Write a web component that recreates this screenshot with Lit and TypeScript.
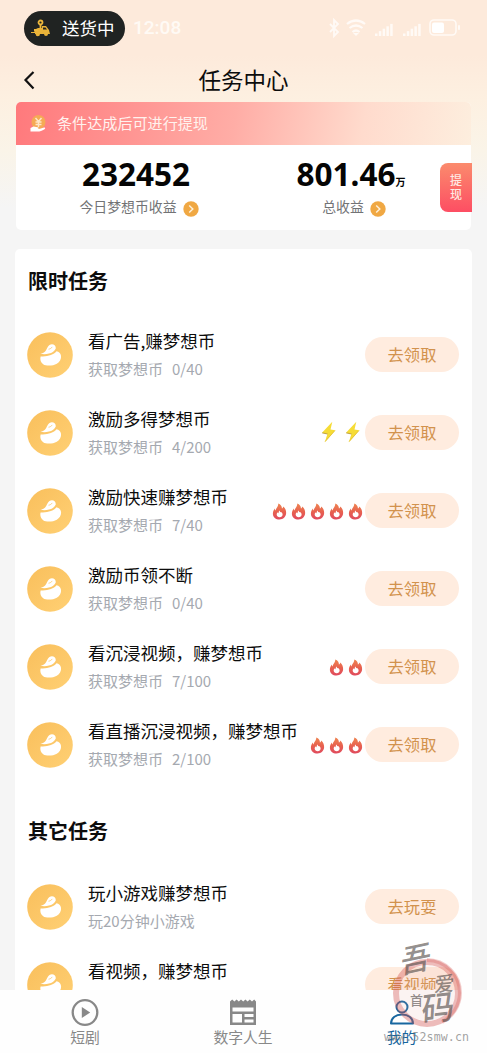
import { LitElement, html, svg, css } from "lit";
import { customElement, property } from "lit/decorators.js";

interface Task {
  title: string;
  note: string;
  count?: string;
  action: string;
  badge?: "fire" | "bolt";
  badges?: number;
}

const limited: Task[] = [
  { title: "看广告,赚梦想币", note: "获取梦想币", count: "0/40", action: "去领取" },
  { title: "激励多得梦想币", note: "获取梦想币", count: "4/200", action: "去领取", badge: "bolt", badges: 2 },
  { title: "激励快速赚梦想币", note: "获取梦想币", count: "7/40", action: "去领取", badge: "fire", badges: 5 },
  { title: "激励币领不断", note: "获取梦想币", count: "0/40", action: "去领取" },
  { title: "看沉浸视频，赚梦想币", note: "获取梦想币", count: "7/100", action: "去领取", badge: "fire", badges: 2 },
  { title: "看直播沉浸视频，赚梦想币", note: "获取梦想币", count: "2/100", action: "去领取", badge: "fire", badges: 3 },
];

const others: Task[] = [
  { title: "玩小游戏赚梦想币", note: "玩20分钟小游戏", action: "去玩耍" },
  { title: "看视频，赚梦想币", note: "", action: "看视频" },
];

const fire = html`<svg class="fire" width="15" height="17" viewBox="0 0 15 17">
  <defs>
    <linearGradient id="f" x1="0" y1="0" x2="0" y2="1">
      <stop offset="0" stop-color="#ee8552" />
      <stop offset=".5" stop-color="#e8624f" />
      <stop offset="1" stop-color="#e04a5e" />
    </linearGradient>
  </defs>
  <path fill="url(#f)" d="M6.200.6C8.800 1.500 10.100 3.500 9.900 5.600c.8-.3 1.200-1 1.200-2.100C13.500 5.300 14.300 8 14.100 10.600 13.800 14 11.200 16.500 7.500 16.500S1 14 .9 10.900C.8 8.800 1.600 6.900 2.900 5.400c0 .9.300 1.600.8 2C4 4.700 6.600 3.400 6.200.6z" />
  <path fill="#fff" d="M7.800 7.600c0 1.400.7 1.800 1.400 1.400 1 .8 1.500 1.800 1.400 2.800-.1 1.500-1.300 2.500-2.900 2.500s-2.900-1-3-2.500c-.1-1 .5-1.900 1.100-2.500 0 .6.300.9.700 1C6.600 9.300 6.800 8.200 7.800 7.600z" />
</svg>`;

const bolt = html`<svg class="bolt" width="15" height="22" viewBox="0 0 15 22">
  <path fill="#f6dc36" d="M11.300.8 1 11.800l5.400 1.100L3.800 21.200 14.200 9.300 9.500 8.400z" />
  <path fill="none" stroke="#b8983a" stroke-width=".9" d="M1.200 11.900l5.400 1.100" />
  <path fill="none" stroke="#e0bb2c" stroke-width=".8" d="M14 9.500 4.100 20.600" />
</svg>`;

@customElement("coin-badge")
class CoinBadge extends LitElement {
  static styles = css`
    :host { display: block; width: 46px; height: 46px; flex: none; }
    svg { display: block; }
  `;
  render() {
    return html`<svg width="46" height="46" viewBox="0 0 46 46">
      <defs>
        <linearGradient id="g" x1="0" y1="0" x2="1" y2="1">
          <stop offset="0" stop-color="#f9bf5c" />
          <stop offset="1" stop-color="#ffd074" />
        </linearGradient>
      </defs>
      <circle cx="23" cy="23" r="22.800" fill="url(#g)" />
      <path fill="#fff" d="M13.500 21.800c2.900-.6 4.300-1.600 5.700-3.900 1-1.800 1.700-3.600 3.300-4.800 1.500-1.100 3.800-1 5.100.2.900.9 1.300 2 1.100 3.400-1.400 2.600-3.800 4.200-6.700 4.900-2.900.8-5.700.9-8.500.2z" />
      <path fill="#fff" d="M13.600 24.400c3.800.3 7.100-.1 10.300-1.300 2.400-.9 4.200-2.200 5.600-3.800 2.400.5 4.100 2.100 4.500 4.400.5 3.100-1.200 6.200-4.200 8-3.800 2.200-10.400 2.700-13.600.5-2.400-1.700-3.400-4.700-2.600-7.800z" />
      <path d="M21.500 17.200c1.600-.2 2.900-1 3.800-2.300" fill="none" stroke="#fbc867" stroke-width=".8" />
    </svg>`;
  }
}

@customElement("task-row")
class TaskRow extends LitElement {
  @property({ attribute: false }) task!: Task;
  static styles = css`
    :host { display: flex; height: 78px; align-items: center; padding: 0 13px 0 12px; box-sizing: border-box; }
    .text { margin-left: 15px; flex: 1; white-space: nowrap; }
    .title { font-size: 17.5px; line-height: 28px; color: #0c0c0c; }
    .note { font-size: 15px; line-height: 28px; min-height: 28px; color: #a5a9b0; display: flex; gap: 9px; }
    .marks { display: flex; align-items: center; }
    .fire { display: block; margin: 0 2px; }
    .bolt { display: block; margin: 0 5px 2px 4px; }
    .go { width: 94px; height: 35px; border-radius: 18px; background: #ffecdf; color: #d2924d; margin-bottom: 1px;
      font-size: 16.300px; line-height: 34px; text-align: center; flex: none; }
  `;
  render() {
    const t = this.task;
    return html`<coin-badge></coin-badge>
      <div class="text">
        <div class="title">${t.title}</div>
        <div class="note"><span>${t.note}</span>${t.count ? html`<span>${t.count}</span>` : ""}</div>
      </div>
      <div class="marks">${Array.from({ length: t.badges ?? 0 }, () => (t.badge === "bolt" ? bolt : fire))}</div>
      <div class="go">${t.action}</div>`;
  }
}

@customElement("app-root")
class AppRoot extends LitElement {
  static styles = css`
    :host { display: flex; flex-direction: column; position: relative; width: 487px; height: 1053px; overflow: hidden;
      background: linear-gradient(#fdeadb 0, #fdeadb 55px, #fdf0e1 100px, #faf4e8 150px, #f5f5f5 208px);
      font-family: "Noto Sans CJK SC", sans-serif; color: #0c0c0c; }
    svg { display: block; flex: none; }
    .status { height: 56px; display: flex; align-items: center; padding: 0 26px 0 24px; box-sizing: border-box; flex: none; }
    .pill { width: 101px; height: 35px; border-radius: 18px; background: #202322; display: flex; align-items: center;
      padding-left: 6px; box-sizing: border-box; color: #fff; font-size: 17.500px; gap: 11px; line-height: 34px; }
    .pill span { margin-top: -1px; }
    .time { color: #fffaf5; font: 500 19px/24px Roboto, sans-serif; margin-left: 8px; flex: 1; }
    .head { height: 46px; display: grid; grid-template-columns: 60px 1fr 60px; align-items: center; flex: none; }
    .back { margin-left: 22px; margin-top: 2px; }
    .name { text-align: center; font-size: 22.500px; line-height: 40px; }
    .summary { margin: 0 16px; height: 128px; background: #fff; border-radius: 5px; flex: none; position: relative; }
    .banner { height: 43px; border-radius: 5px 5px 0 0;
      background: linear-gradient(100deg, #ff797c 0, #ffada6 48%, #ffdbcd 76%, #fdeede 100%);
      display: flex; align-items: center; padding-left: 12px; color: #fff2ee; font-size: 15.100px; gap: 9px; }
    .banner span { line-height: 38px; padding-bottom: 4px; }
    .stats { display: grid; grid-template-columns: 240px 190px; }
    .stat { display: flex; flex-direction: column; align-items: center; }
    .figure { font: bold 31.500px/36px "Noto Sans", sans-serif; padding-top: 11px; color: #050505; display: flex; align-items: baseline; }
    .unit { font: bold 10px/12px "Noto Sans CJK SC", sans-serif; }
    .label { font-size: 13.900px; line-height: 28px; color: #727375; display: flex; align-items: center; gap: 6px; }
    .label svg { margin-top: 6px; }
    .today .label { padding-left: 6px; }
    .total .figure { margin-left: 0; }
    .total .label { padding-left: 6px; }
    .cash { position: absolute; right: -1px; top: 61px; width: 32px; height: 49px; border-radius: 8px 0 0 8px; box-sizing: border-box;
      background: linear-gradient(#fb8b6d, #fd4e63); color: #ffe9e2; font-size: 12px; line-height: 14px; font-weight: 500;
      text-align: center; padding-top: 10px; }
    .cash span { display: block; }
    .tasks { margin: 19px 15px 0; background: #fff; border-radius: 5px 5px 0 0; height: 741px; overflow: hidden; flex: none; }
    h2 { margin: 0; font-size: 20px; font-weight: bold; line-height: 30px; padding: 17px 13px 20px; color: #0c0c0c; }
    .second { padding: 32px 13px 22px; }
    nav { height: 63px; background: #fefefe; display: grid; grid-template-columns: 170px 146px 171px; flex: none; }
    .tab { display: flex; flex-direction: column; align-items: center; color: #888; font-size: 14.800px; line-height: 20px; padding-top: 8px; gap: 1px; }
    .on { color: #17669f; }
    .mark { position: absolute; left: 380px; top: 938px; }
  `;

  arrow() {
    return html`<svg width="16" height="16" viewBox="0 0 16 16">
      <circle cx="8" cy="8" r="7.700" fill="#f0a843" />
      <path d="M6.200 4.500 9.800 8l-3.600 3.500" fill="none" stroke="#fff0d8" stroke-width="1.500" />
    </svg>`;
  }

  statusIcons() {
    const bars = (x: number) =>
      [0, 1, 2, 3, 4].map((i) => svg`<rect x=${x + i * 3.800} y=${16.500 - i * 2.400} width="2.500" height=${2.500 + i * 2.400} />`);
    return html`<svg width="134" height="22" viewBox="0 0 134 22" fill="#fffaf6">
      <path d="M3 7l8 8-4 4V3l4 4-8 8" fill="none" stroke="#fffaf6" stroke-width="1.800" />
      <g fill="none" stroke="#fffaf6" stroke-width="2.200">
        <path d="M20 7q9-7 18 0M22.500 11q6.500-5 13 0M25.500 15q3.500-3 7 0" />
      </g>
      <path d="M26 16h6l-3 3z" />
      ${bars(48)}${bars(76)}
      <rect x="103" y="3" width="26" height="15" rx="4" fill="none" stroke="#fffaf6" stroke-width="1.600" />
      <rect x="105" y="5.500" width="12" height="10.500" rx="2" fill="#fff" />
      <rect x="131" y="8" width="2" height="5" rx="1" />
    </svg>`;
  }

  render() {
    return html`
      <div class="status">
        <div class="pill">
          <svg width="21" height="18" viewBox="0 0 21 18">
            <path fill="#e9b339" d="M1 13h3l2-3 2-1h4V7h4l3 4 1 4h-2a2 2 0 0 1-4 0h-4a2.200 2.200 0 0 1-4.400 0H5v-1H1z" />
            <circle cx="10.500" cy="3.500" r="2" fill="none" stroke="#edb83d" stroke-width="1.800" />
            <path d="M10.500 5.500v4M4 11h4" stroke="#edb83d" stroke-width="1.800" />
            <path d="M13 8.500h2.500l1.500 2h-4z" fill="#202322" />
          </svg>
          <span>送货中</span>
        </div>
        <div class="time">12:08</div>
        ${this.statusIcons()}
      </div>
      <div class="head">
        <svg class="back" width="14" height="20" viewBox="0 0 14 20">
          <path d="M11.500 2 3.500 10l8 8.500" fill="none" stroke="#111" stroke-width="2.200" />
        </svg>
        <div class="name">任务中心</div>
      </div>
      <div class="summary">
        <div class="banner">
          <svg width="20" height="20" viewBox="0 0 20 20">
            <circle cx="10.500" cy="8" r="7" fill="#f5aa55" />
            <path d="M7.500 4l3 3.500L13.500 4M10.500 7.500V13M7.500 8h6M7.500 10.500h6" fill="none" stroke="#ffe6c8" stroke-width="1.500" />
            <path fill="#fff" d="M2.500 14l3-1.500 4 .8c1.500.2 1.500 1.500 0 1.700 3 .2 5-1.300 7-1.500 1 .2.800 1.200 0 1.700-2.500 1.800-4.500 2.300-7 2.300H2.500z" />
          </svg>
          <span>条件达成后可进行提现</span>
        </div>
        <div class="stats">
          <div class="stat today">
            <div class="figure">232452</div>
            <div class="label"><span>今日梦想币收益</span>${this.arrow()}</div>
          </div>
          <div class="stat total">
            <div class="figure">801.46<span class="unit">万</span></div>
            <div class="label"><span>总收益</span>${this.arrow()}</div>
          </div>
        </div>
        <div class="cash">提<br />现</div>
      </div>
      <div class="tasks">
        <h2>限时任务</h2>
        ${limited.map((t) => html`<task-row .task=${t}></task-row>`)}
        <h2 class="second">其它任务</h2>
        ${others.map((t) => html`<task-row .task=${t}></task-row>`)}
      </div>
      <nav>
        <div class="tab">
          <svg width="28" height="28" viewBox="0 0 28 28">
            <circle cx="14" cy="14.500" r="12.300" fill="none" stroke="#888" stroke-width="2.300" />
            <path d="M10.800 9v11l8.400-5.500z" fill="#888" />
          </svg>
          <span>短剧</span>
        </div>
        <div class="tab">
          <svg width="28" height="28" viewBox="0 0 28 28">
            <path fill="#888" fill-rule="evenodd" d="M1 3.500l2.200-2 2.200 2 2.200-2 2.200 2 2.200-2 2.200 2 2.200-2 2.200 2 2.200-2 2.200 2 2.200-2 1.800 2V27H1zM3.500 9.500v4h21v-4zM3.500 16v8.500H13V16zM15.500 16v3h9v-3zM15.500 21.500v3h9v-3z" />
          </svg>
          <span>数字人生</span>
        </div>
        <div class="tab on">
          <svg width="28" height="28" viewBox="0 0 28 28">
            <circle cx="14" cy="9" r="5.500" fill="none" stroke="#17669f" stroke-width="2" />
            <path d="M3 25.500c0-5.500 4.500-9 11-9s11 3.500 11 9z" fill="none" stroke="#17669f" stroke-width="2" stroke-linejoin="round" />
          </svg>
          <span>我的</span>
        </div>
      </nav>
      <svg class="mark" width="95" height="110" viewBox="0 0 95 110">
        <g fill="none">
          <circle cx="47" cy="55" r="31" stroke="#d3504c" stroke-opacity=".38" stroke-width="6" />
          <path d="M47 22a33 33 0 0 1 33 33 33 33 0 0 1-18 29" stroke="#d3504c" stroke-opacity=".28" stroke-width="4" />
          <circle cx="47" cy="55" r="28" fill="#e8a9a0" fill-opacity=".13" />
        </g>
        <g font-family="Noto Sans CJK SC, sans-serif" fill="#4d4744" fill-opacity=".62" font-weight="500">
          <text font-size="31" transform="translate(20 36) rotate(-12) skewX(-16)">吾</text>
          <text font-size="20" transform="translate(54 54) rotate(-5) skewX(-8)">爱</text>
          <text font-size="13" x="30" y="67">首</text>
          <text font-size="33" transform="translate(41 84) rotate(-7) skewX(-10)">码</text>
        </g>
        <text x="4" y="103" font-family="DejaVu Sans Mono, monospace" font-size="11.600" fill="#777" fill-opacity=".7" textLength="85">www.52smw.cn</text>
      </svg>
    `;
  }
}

_ _ _ _ _ _ _

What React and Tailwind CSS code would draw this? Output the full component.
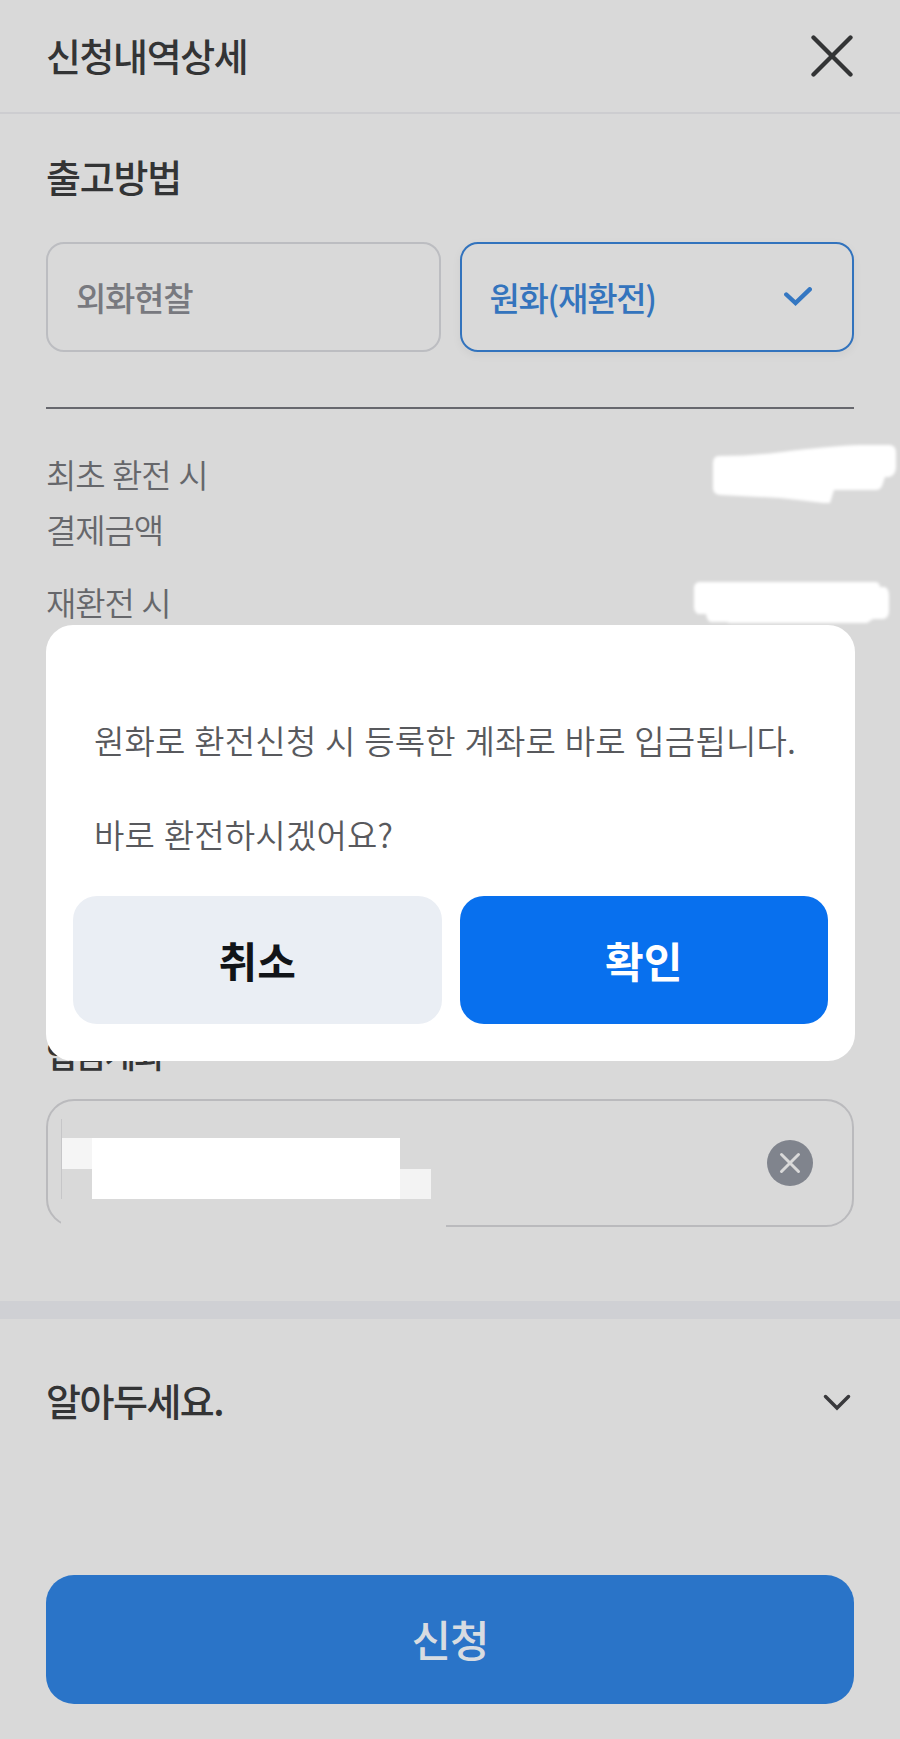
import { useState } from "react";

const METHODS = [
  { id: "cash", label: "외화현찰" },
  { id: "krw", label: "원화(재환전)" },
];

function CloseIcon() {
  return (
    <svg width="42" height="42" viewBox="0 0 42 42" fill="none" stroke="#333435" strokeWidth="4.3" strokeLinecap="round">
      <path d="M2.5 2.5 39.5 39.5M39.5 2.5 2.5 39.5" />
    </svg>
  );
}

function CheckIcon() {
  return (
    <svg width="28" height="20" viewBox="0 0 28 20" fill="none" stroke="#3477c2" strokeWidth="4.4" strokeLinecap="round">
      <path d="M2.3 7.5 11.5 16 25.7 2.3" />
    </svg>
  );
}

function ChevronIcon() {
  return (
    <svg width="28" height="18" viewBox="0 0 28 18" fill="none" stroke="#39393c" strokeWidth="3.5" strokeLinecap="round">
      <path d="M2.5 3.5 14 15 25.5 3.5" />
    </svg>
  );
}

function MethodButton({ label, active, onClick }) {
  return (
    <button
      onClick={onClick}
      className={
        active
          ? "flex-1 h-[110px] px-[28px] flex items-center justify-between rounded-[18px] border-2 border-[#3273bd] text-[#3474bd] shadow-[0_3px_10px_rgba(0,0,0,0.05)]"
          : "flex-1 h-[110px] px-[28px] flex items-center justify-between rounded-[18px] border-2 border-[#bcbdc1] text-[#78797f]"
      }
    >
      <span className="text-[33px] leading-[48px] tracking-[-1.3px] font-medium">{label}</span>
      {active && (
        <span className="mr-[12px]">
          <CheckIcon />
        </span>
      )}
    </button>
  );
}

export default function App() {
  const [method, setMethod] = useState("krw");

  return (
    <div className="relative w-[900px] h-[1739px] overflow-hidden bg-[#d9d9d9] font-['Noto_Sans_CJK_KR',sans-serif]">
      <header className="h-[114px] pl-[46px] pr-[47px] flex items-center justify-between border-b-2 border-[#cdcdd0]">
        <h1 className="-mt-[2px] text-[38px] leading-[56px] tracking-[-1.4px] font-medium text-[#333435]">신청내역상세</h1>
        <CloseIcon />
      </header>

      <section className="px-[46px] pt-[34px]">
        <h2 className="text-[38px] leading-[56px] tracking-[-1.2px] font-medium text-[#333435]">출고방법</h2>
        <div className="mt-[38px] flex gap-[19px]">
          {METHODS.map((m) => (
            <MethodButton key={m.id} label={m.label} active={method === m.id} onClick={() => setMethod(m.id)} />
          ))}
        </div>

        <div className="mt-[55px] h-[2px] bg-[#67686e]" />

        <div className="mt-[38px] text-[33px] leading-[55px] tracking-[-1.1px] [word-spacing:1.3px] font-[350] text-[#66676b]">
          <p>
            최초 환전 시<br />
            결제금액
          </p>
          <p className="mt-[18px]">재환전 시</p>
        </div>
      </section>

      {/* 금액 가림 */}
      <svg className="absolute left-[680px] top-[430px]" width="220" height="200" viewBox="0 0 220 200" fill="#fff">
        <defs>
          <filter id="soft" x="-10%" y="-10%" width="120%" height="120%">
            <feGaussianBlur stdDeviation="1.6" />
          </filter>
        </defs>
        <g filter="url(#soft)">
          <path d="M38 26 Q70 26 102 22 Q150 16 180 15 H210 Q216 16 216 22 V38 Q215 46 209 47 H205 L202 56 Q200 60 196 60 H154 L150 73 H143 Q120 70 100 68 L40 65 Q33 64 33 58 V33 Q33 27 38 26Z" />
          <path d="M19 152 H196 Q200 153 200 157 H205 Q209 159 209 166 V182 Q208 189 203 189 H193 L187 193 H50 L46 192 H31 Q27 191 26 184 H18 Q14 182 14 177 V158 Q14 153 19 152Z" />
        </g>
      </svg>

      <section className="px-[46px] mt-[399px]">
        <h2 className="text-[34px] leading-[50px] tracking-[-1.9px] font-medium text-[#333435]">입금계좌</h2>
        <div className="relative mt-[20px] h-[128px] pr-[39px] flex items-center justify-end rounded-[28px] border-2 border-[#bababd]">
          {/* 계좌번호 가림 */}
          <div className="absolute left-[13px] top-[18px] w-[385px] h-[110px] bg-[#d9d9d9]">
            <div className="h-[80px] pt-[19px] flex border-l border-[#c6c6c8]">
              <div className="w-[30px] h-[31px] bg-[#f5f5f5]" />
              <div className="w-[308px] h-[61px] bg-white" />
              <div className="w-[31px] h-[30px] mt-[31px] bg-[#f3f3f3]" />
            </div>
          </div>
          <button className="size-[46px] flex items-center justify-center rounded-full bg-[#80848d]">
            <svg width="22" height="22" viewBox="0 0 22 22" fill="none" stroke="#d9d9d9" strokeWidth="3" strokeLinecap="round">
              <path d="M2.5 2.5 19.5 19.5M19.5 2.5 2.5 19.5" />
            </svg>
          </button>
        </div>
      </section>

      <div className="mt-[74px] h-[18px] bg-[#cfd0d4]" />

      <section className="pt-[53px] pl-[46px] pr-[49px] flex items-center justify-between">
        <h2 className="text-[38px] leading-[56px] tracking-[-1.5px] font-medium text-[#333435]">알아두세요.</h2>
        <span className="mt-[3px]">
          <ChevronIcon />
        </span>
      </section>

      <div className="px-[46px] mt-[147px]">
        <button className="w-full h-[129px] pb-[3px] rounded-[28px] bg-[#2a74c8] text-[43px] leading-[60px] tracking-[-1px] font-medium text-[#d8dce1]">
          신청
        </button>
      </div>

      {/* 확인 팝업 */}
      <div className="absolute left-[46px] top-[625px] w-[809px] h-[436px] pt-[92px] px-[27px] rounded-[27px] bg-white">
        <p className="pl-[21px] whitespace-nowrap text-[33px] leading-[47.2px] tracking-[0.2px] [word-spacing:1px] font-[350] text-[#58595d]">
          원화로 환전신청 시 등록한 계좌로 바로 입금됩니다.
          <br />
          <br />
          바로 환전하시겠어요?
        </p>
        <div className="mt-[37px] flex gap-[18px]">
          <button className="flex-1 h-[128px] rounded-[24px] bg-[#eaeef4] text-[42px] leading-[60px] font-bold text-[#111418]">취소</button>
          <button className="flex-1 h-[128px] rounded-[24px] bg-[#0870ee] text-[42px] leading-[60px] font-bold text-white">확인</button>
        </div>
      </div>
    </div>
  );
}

_ _ _ _ _ _ _

#### SET EXERCISE:
Set out every line from the material that contains the string "full".

#### TASK RESULT:
What React and Tailwind CSS code would draw this? Output the full component.
          <button className="size-[46px] flex items-center justify-center rounded-full bg-[#80848d]">
        <button className="w-full h-[129px] pb-[3px] rounded-[28px] bg-[#2a74c8] text-[43px] leading-[60px] tracking-[-1px] font-medium text-[#d8dce1]">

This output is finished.